◆ **REQUEST**:
Show every line where "page" occurs.

Stored data entries:
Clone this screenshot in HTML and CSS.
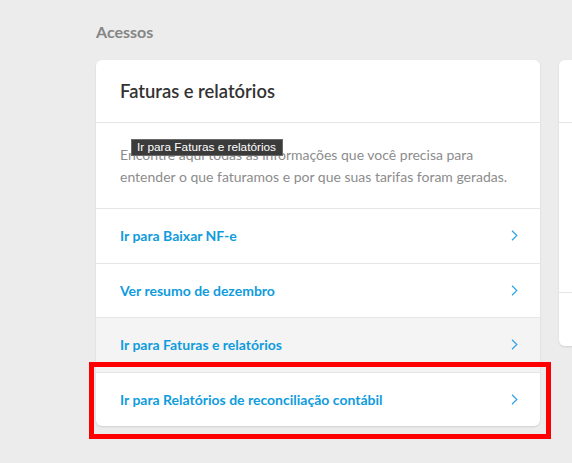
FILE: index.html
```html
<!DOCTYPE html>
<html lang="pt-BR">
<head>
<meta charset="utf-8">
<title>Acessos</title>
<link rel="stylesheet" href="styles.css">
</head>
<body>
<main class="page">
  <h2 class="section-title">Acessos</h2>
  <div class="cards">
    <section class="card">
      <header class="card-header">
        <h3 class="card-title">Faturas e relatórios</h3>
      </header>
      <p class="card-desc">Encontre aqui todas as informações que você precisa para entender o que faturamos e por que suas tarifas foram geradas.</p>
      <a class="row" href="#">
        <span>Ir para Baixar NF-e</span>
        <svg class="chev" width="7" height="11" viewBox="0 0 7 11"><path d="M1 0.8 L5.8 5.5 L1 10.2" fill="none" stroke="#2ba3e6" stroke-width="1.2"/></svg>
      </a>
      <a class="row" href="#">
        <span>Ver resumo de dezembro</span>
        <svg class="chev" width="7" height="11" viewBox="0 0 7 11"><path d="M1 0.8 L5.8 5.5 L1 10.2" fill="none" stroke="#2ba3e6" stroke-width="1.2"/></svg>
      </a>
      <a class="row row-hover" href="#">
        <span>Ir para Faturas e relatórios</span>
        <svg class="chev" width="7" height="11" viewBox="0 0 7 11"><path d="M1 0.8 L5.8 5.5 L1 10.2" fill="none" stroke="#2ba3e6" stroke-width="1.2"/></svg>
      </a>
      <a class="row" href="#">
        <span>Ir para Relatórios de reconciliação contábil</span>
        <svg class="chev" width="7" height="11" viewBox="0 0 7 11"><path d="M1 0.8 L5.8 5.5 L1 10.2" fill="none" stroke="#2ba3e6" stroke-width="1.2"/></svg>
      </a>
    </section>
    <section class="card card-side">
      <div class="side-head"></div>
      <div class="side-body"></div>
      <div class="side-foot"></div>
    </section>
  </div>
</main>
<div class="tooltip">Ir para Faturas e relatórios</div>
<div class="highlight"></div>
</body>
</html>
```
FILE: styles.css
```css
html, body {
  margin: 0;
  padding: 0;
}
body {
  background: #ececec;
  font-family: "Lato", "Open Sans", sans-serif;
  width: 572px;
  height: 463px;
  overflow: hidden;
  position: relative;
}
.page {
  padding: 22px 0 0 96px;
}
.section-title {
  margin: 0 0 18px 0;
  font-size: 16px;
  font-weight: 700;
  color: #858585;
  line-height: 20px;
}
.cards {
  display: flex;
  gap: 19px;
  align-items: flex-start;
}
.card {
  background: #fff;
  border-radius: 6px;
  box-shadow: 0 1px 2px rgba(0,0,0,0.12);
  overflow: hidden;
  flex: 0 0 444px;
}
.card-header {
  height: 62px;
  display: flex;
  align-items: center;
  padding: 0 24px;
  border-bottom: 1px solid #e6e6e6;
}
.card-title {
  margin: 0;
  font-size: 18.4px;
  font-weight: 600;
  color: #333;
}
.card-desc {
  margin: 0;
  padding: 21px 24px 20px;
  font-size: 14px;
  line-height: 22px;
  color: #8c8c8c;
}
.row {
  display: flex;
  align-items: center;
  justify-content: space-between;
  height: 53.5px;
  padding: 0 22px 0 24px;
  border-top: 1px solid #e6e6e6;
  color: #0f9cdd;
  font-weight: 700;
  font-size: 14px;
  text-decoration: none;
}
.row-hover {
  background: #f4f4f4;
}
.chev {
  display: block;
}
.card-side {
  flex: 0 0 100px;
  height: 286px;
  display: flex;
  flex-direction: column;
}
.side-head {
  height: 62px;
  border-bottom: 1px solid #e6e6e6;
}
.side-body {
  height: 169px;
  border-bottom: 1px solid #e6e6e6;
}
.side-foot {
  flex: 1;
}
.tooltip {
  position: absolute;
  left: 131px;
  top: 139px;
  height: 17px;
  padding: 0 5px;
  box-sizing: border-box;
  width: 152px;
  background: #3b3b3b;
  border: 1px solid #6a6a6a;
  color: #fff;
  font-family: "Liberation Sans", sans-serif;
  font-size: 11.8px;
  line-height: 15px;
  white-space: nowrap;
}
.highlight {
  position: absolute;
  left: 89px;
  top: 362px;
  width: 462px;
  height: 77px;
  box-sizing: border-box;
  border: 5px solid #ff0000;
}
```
* * *
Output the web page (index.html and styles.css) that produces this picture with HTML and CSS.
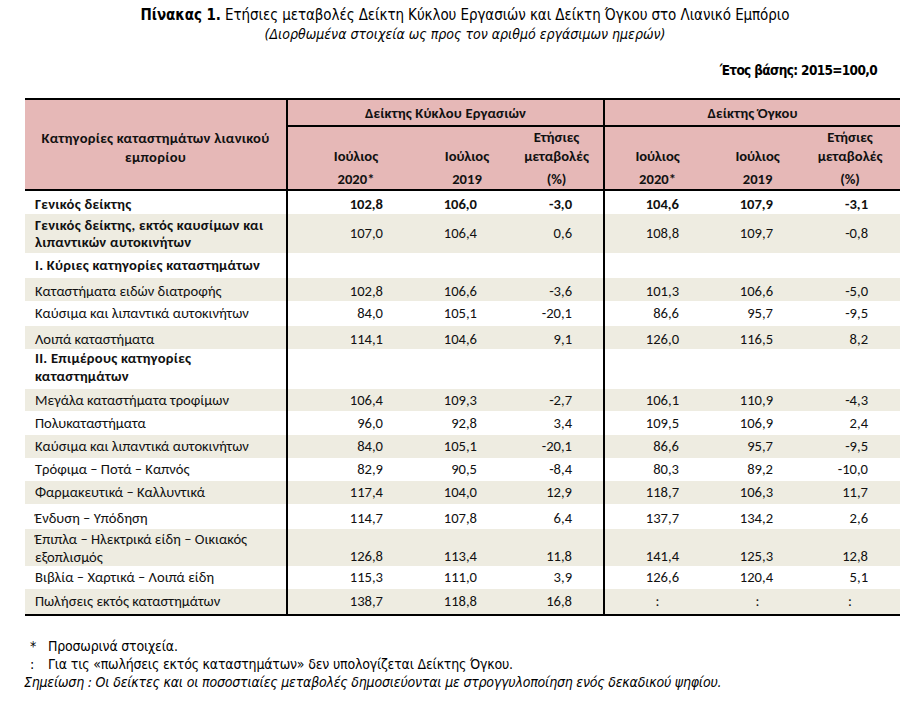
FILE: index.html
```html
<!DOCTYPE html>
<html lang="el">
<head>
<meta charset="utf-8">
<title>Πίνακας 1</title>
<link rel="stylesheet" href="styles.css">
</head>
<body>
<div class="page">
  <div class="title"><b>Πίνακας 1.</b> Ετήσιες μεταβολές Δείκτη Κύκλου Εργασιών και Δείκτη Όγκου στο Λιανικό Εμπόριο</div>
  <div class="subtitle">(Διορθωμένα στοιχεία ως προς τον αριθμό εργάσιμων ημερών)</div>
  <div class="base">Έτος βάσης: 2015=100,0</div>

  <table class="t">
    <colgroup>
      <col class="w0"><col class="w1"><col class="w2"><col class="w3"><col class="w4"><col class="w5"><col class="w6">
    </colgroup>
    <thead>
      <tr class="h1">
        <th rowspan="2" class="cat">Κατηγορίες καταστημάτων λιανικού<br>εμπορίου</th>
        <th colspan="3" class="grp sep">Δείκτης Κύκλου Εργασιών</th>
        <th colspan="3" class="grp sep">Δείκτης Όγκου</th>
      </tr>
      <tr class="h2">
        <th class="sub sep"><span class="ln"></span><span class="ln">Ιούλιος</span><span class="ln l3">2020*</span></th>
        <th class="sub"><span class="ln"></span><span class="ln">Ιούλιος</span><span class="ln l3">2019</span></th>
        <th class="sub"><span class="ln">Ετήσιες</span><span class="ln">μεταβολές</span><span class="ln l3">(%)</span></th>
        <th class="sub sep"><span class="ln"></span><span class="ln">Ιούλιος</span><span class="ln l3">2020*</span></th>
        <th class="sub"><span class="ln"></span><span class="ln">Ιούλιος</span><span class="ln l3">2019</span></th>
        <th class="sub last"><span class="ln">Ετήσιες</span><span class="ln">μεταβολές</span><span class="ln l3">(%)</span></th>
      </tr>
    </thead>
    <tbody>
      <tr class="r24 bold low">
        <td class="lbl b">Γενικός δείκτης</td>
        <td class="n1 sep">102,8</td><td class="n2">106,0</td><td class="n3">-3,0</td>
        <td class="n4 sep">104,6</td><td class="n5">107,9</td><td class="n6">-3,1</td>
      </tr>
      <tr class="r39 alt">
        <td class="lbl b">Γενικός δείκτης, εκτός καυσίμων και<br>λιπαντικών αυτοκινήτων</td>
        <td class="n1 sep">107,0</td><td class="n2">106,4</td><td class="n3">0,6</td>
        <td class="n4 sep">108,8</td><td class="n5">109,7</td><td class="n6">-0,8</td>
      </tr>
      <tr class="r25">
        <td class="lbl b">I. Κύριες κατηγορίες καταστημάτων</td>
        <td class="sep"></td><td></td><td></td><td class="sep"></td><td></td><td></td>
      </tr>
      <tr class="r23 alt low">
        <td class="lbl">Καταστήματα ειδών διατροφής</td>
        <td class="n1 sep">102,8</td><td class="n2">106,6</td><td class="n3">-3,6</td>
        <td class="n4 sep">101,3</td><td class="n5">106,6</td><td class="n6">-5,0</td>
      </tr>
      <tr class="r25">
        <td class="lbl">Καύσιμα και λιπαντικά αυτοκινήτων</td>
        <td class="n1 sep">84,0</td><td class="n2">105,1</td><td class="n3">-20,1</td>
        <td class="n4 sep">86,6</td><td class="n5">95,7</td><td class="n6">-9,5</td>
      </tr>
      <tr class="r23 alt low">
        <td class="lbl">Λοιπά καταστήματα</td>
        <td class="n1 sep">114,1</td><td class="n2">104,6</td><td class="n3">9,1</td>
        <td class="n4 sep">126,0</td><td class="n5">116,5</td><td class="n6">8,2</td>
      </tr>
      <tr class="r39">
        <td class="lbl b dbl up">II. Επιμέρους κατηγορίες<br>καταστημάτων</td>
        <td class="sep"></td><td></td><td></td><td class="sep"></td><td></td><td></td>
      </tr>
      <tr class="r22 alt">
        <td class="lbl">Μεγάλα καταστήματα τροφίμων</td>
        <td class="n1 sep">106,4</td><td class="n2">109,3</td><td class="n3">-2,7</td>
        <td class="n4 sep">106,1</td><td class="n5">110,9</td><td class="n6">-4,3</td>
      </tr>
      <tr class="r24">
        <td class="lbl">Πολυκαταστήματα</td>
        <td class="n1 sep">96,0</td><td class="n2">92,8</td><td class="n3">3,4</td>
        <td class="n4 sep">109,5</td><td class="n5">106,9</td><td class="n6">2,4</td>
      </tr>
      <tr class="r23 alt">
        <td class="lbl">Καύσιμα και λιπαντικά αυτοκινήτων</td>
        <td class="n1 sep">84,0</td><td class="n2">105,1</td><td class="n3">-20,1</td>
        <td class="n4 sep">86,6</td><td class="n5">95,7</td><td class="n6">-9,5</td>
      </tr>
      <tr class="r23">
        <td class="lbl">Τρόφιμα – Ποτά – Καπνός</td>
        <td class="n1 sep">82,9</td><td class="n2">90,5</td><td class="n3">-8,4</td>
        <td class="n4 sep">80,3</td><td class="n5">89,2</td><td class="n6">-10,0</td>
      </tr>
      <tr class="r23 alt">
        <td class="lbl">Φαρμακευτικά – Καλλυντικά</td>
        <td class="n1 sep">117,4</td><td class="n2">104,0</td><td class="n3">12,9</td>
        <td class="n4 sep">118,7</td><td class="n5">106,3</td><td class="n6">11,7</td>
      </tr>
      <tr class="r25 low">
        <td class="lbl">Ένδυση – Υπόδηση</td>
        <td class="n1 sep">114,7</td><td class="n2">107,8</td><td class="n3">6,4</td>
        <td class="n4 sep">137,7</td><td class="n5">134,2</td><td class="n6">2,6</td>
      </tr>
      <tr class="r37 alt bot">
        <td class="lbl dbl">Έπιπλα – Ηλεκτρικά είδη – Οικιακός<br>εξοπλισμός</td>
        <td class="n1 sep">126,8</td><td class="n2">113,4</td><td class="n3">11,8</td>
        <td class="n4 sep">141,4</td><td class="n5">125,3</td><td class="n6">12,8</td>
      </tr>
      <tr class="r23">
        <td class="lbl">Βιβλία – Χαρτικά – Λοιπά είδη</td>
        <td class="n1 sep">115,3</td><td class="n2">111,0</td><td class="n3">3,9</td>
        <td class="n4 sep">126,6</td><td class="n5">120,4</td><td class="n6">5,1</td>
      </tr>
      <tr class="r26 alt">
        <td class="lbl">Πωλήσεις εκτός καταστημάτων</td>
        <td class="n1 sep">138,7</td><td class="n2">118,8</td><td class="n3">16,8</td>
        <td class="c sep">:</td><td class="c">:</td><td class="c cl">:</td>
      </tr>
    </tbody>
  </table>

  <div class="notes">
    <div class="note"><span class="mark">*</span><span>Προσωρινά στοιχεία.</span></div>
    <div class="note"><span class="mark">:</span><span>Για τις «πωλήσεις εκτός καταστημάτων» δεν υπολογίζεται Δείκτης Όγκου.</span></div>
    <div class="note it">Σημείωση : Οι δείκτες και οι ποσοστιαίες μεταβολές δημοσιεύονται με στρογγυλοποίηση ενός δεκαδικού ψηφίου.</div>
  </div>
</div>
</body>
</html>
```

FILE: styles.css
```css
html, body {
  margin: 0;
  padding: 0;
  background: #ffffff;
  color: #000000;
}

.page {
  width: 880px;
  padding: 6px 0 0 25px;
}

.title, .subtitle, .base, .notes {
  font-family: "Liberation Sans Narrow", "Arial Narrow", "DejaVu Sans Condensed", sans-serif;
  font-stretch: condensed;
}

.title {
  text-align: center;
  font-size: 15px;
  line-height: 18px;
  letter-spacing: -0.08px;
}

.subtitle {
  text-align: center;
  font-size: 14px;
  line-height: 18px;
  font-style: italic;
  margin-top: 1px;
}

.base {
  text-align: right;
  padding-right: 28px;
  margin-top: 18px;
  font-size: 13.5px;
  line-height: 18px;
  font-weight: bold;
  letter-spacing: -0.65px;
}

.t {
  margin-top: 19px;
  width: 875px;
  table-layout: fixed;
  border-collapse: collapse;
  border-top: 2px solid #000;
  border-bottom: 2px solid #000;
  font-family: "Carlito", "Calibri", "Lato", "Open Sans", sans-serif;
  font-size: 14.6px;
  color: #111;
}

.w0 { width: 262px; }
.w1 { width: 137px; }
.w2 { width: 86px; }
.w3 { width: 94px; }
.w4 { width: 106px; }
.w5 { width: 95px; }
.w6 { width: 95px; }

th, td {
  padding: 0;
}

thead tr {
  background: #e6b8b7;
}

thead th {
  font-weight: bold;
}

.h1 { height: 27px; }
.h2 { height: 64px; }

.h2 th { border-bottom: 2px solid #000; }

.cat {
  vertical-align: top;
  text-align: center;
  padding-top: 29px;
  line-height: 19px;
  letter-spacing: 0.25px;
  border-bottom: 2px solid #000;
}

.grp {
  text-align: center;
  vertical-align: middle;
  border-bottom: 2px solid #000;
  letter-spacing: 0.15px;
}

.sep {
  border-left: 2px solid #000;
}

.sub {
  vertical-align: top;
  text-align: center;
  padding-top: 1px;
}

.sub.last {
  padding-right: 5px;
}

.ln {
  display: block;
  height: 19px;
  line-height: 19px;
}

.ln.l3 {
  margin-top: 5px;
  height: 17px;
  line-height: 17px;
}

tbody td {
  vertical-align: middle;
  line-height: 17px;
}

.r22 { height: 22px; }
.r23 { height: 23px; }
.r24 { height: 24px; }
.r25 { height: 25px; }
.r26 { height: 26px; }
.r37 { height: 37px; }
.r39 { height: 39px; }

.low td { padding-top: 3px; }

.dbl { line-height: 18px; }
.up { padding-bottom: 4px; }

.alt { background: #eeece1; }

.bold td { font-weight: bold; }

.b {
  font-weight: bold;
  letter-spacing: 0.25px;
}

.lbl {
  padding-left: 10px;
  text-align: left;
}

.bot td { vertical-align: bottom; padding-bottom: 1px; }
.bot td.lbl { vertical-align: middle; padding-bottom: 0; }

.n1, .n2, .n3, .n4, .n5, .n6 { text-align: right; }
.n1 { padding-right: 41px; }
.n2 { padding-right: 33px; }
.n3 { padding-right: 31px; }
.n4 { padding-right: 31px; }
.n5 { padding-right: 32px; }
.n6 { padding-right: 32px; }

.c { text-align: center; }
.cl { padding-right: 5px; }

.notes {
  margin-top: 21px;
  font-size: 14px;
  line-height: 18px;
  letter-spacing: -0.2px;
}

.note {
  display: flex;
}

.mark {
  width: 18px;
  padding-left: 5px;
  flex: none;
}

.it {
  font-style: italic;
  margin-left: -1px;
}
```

◆ **EXERCISE RESPONSE**:
<main class="page">
.page {
Output the web page (index.html and styles.css) that produces this picture with HTML and CSS.
<div class="page">
.page {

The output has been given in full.